Available data:
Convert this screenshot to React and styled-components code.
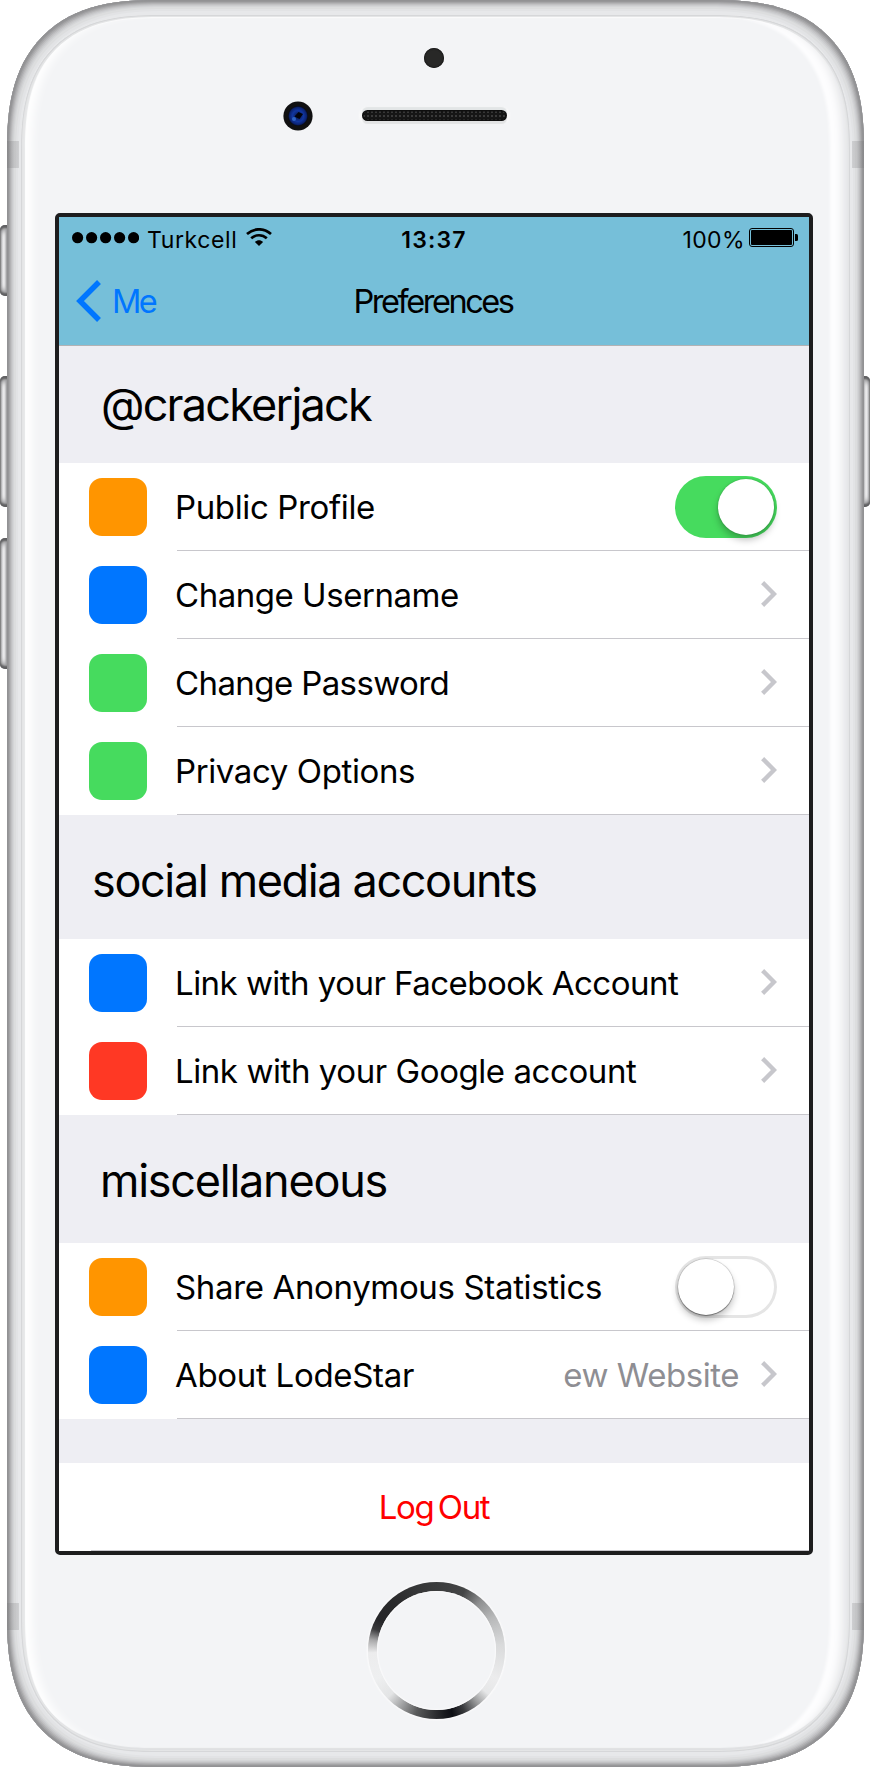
import React, { useState } from 'react';
import styled, { createGlobalStyle, css } from 'styled-components';

const GlobalStyle = createGlobalStyle`
  *, *::before, *::after { box-sizing: border-box; }
  html, body { margin: 0; padding: 0; background: #fff; }
  body { font-family: Inter, "Liberation Sans", sans-serif; color: #000; }
  button { font: inherit; color: inherit; border: 0; padding: 0; background: none; }
`;

/* ---------- Device ---------- */

const Device = styled.div`
  position: relative;
  width: 870px;
  height: 1767px;
  padding: 0 6px 0 7px;
  overflow: hidden;
`;

const SideButton = styled.span`
  position: absolute;
  top: ${(p) => p.$top}px;
  ${(p) => p.$side}: 0;
  width: 12px;
  height: ${(p) => p.$length}px;
  border-radius: 5px;
  background: linear-gradient(
    ${(p) => (p.$side === 'left' ? 'to right' : 'to left')},
    #8e8e90 0, #bcbcbe 1px, #e6e6e8 3px, #f0f0f1 4px, #b9b9bb 6px, #6a6a6c 8px
  );
  box-shadow: inset 0 3px 2px #5f5f61, inset 0 -3px 2px #5f5f61,
    inset 0 8px 5px -2px #a2a2a4, inset 0 -8px 5px -2px #a2a2a4;
`;

const Shell = styled.div`
  position: relative;
  height: 1767px;
  padding: 15px 14px;
  border-radius: 128px;
  background: #e7e8ea;
  box-shadow: inset 0 0 0 1px #929294, inset 0 0 0 2px #979799, inset 0 0 0 3px #a5a5a7,
    inset 0 0 0 4px #b3b3b5, inset 0 0 0 5px #c1c1c3, inset 0 0 0 6px #cbccce,
    inset 0 0 0 7px #d4d5d7, inset 0 0 0 9px #dcddde, inset 0 0 0 11px #e2e3e5;
  @supports (corner-shape: superellipse(1.3)) {
    border-radius: 150px;
    corner-shape: superellipse(1.34);
  }
`;

const AntennaBand = styled.span`
  position: absolute;
  top: ${(p) => p.$top}px;
  ${(p) => p.$side}: 0;
  width: 12px;
  height: 27px;
  background: linear-gradient(
    ${(p) => (p.$side === 'left' ? 'to right' : 'to left')},
    rgba(120, 120, 122, 0.3), rgba(150, 150, 152, 0.3)
  );
`;

const Face = styled.div`
  display: flex;
  flex-direction: column;
  height: 1737px;
  border-radius: 116px;
  background: #f3f4f6;
  box-shadow: inset 0 0 0 1px #d6d7d9, inset 0 0 0 2px #e4e5e6,
    inset 0 -4px 1px #dfe0e2,
    inset 5px 0 1px -1px #e6e7e8, inset 14px 0 10px -3px #ffffff,
    inset -13px 0 10px -6px #e2e3e5, inset -21px 0 3px -1px #fdfdfe,
    inset 0 3px 1px #fbfbfc;
  @supports (corner-shape: superellipse(1.3)) {
    border-radius: 136px;
    corner-shape: superellipse(1.34);
  }
`;

const SensorArea = styled.div`
  height: 198px;
  padding-top: 33px;
`;

const Proximity = styled.div`
  width: 20px;
  height: 20px;
  margin-left: 403px;
  border-radius: 50%;
  background: #282827;
  box-shadow: inset 0 0 1px 1px #1c1c1c;
`;

const SensorRow = styled.div`
  display: flex;
  height: 30px;
  margin: 33px 0 0 262px;
`;

const Camera = styled.svg`
  display: block;
  width: 30px;
  height: 30px;
`;

const Speaker = styled.div`
  width: 145px;
  height: 11px;
  margin: 9px 0 0 49px;
  border-radius: 6px;
  background: radial-gradient(circle, #3a3a3a 0.8px, transparent 1.1px) 0 0 / 4px 4px, #161616;
  box-shadow: inset 0 0 1px 1.5px #0e0e0e, 0 -3px 1px #e2e5e6, 0 3px 1px #e2e3e4, 0 0 2px 3px #fafafa;
`;

const HomeButton = styled.button`
  width: 137px;
  height: 137px;
  margin: 27px 0 0 347px;
  padding: 9px;
  border-radius: 50%;
  background: conic-gradient(
    #3b3c3d 0deg, #444546 25deg, #8f9091 42deg, #b8b9ba 60deg, #d9dadb 85deg, #ececed 115deg,
    #e6e7e8 130deg, #9b9c9d 142deg, #3a3b3e 155deg, #0d0e14 166deg, #1a1b1f 173deg,
    #303133 182deg, #595a5b 198deg, #a9aaab 214deg, #e3e4e5 226deg, #eeeff0 245deg,
    #ececed 268deg, #aaaaab 279deg, #3a3a3c 289deg, #262629 298deg, #29292b 318deg, #353637 340deg,
    #3b3c3d 360deg
  );
  box-shadow: 0 0 1px 1.5px #f9f9fa;
  &::before {
    content: '';
    display: block;
    height: 100%;
    border-radius: 50%;
    background: #f3f4f6;
    box-shadow: inset 0 0 1px 1px #fafafb;
  }
`;

/* ---------- Screen ---------- */

const Screen = styled.main`
  display: flex;
  flex-direction: column;
  width: 758px;
  height: 1342px;
  margin-left: 34px;
  border: 4px solid #1d1d1e;
  border-radius: 5px;
  background: #eeeef3;
`;

const TopBar = styled.header`
  height: 129px;
  background: #76bfd9;
  border-bottom: 1px solid #b2b2b4;
`;

const StatusBar = styled.div`
  display: grid;
  grid-template-columns: 1fr auto 1fr;
  height: 40px;
  padding: 9px 11px 0 13px;
  font-size: 23px;
  line-height: 28px;
`;

const StatusGroup = styled.div`
  display: flex;
  justify-content: ${(p) => (p.$end ? 'flex-end' : 'flex-start')};
  letter-spacing: ${(p) => (p.$end ? 0.4 : 0.6)}px;
`;

const Clock = styled.time`
  margin-right: 2px;
  font-weight: 600;
  letter-spacing: 1.15px;
`;

const SignalDots = styled.svg`
  width: 67px;
  height: 12px;
  margin: 6px 8px 0 0;
`;

const WifiIcon = styled.svg`
  width: 26px;
  height: 18px;
  margin: 2px 0 0 9px;
`;

const BatteryIcon = styled.svg`
  width: 49px;
  height: 19px;
  margin: 2px 0 0 4px;
`;

const NavBar = styled.nav`
  display: flex;
  height: 88px;
  line-height: 90px;
  font-size: 32.5px;
`;

const NavSide = styled.div`
  flex: 1;
  display: flex;
`;

const BackButton = styled.button`
  display: flex;
  padding-left: 17px;
  color: #0076ff;
  line-height: 90px;
  letter-spacing: -2.6px;
  svg { width: 26px; height: 42px; margin: 23px 10px 0 0; }
`;

const Title = styled.h1`
  margin: 0 2px 0 0;
  font-size: inherit;
  font-weight: 400;
  letter-spacing: -2.46px;
`;

const SectionHeading = styled.h2`
  height: ${(p) => p.$height}px;
  margin: 0;
  padding: ${(p) => p.$height > 120 ? 38 : 31}px 0 0 ${(p) => p.$indent}px;
  font-size: 45px;
  font-weight: 400;
  line-height: 55px;
  letter-spacing: ${(p) => p.$tracking}px;
`;

const List = styled.ul`
  margin: 0;
  padding: 0;
  list-style: none;
  background: #fff;
`;

const Row = styled.li`
  display: flex;
  height: 88px;
  padding-left: 30px;
`;

const Swatch = styled.span`
  width: 58px;
  height: 58px;
  margin: 15px 30px 0 0;
  border-radius: 13px;
  background: ${(p) => p.$color};
`;

const RowBody = styled.div`
  flex: 1;
  display: flex;
  padding-right: 32px;
  font-size: 33px;
  line-height: 88px;
  white-space: nowrap;
  box-shadow: inset 0 -1px 0 #c8c7cc;
`;

const RowLabel = styled.span`
  flex: 1;
  margin-left: -2px;
  letter-spacing: ${(p) => p.$tracking}px;
`;

const Detail = styled.span`
  margin-right: 22px;
  color: #8e8e93;
  letter-spacing: -0.46px;
`;

const Chevron = styled.svg`
  width: 16px;
  height: 28px;
  margin-top: 29px;
`;

const SwitchTrack = styled.button`
  width: 102px;
  height: 62px;
  margin-top: 13px;
  padding: 3px;
  border-radius: 31px;
  ${(p) => p.$on
    ? css`background: #46db5e; padding-left: 43px;`
    : css`background: #fff; box-shadow: inset 0 0 0 3px #e5e5e5;`}
  &::before {
    content: '';
    display: block;
    width: 56px;
    height: 56px;
    border-radius: 50%;
    background: #fff;
    box-shadow: ${(p) => p.$on
      ? '0 0 2px rgba(0,0,0,.25), 0 5px 7px rgba(0,0,0,.25)'
      : '0 0 1px 0.5px rgba(0,0,0,.22), 0 1px 1px rgba(0,0,0,.35), 0 5px 7px rgba(0,0,0,.24)'};
  }
`;

const LogOut = styled.button`
  height: 88px;
  margin-top: 44px;
  background: linear-gradient(#c8c7cc, #c8c7cc) 32px 100% / 100% 1px no-repeat, #fff;
  color: #f00;
  font-size: 33px;
  line-height: 88px;
  letter-spacing: -1.4px;
  word-spacing: -3.4px;
  text-align: center;
`;

const ORANGE = '#ff9500';
const BLUE = '#0076ff';
const GREEN = '#46db5e';
const RED = '#ff3824';

const SECTIONS = [
  {
    title: '@crackerjack', height: 117, indent: 42, tracking: -1.78,
    rows: [
      { label: 'Public Profile', color: ORANGE, tracking: -0.37, toggle: true, initial: true },
      { label: 'Change Username', color: BLUE, tracking: -0.47 },
      { label: 'Change Password', color: GREEN, tracking: -0.6 },
      { label: 'Privacy Options', color: GREEN, tracking: -0.39 },
    ],
  },
  {
    title: 'social media accounts', height: 124, indent: 33, tracking: -1.36,
    rows: [
      { label: 'Link with your Facebook Account', color: BLUE, tracking: -0.53 },
      { label: 'Link with your Google account', color: RED, tracking: -0.43 },
    ],
  },
  {
    title: 'miscellaneous', height: 128, indent: 41, tracking: -1.25,
    rows: [
      { label: 'Share Anonymous Statistics', color: ORANGE, tracking: -0.35, toggle: true, initial: false },
      { label: 'About LodeStar', color: BLUE, tracking: -0.3, detail: 'ew Website' },
    ],
  },
];

function Switch({ initial, label }) {
  const [on, setOn] = useState(initial);
  return <SwitchTrack $on={on} role="switch" aria-checked={on} aria-label={label} onClick={() => setOn(!on)} />;
}

function PreferenceRow({ label, color, tracking, toggle, initial, detail }) {
  return (
    <Row>
      <Swatch $color={color} />
      <RowBody>
        <RowLabel $tracking={tracking}>{label}</RowLabel>
        {detail && <Detail>{detail}</Detail>}
        {toggle ? (
          <Switch initial={initial} label={label} />
        ) : (
          <Chevron viewBox="0 0 16 28" fill="none" stroke="#c7c7cc" strokeWidth="4.4">
            <path d="M1.6 2.6 13 14 1.6 25.4" />
          </Chevron>
        )}
      </RowBody>
    </Row>
  );
}

function StatusLine() {
  return (
    <StatusBar>
      <StatusGroup>
        <SignalDots viewBox="0 0 67 12">
          {[0, 1, 2, 3, 4].map((i) => <circle key={i} cx={5.6 + i * 14} cy="5.7" r="5.6" />)}
        </SignalDots>
        <span>Turkcell</span>
        <WifiIcon viewBox="0 0 26 18" fill="none" stroke="#000" strokeWidth="2.7">
          <path d="M1 6.1C8 -.3 18 -.3 25 6.1" />
          <path d="M5.2 10.3C9.7 6.2 16.3 6.2 20.8 10.3" />
          <path d="M13 18 8.9 13.9C11.3 11.7 14.7 11.7 17.1 13.9Z" fill="#000" stroke="none" />
        </WifiIcon>
      </StatusGroup>
      <Clock>13:37</Clock>
      <StatusGroup $end>
        <span>100%</span>
        <BatteryIcon viewBox="0 0 49 19">
          <rect x=".5" y=".5" width="44" height="18" rx="2.5" fill="none" stroke="#000" />
          <rect x="2" y="2" width="41" height="15" rx="1" />
          <path d="M46 6h1.5q1.5 0 1.5 1.5v4q0 1.5-1.5 1.5H46z" />
        </BatteryIcon>
      </StatusGroup>
    </StatusBar>
  );
}

export default function App() {
  return (
    <>
      <GlobalStyle />
      <Device>
        <SideButton $side="left" $top={225} $length={71} />
        <SideButton $side="left" $top={376} $length={131} />
        <SideButton $side="left" $top={538} $length={131} />
        <SideButton $side="right" $top={376} $length={131} />
        <Shell>
          <AntennaBand $side="left" $top={141} />
          <AntennaBand $side="right" $top={141} />
          <AntennaBand $side="left" $top={1603} />
          <AntennaBand $side="right" $top={1603} />
          <Face>
            <SensorArea>
              <Proximity />
              <SensorRow>
                <Camera viewBox="0 0 30 30">
                  <defs>
                    <radialGradient id="lens">
                      <stop offset="0" stopColor="#0a1440" />
                      <stop offset=".55" stopColor="#1136a0" />
                      <stop offset=".85" stopColor="#0b2270" />
                      <stop offset="1" stopColor="#05070f" />
                    </radialGradient>
                  </defs>
                  <circle cx="15" cy="15" r="14.6" fill="#101011" />
                  <circle cx="15" cy="15" r="10" fill="url(#lens)" />
                  <path d="M11.5 15.5 15.5 11l4.500 2-3.500 5z" fill="#02030c" />
                  <circle cx="11" cy="18" r="2" fill="#2c62c4" />
                </Camera>
                <Speaker />
              </SensorRow>
            </SensorArea>
            <Screen>
              <TopBar>
                <StatusLine />
                <NavBar>
                  <NavSide>
                    <BackButton>
                      <svg viewBox="0 0 26 42" fill="none" stroke="#0076ff" strokeWidth="5.5">
                        <path d="M23 2 4 21 23 40" />
                      </svg>
                      Me
                    </BackButton>
                  </NavSide>
                  <Title>Preferences</Title>
                  <NavSide />
                </NavBar>
              </TopBar>
              {SECTIONS.map((s) => (
                <React.Fragment key={s.title}>
                  <SectionHeading $height={s.height} $indent={s.indent} $tracking={s.tracking}>
                    {s.title}
                  </SectionHeading>
                  <List>
                    {s.rows.map((r) => <PreferenceRow key={r.label} {...r} />)}
                  </List>
                </React.Fragment>
              ))}
              <LogOut>Log Out</LogOut>
            </Screen>
            <HomeButton aria-label="Home" />
          </Face>
        </Shell>
      </Device>
    </>
  );
}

Given request:
From the first line above through the line containing "Device ---------- */", copy everything exactly, without the pictures.

Expected answer:
Convert this screenshot to React and styled-components code.
import React, { useState } from 'react';
import styled, { createGlobalStyle, css } from 'styled-components';

const GlobalStyle = createGlobalStyle`
  *, *::before, *::after { box-sizing: border-box; }
  html, body { margin: 0; padding: 0; background: #fff; }
  body { font-family: Inter, "Liberation Sans", sans-serif; color: #000; }
  button { font: inherit; color: inherit; border: 0; padding: 0; background: none; }
`;

/* ---------- Device ---------- */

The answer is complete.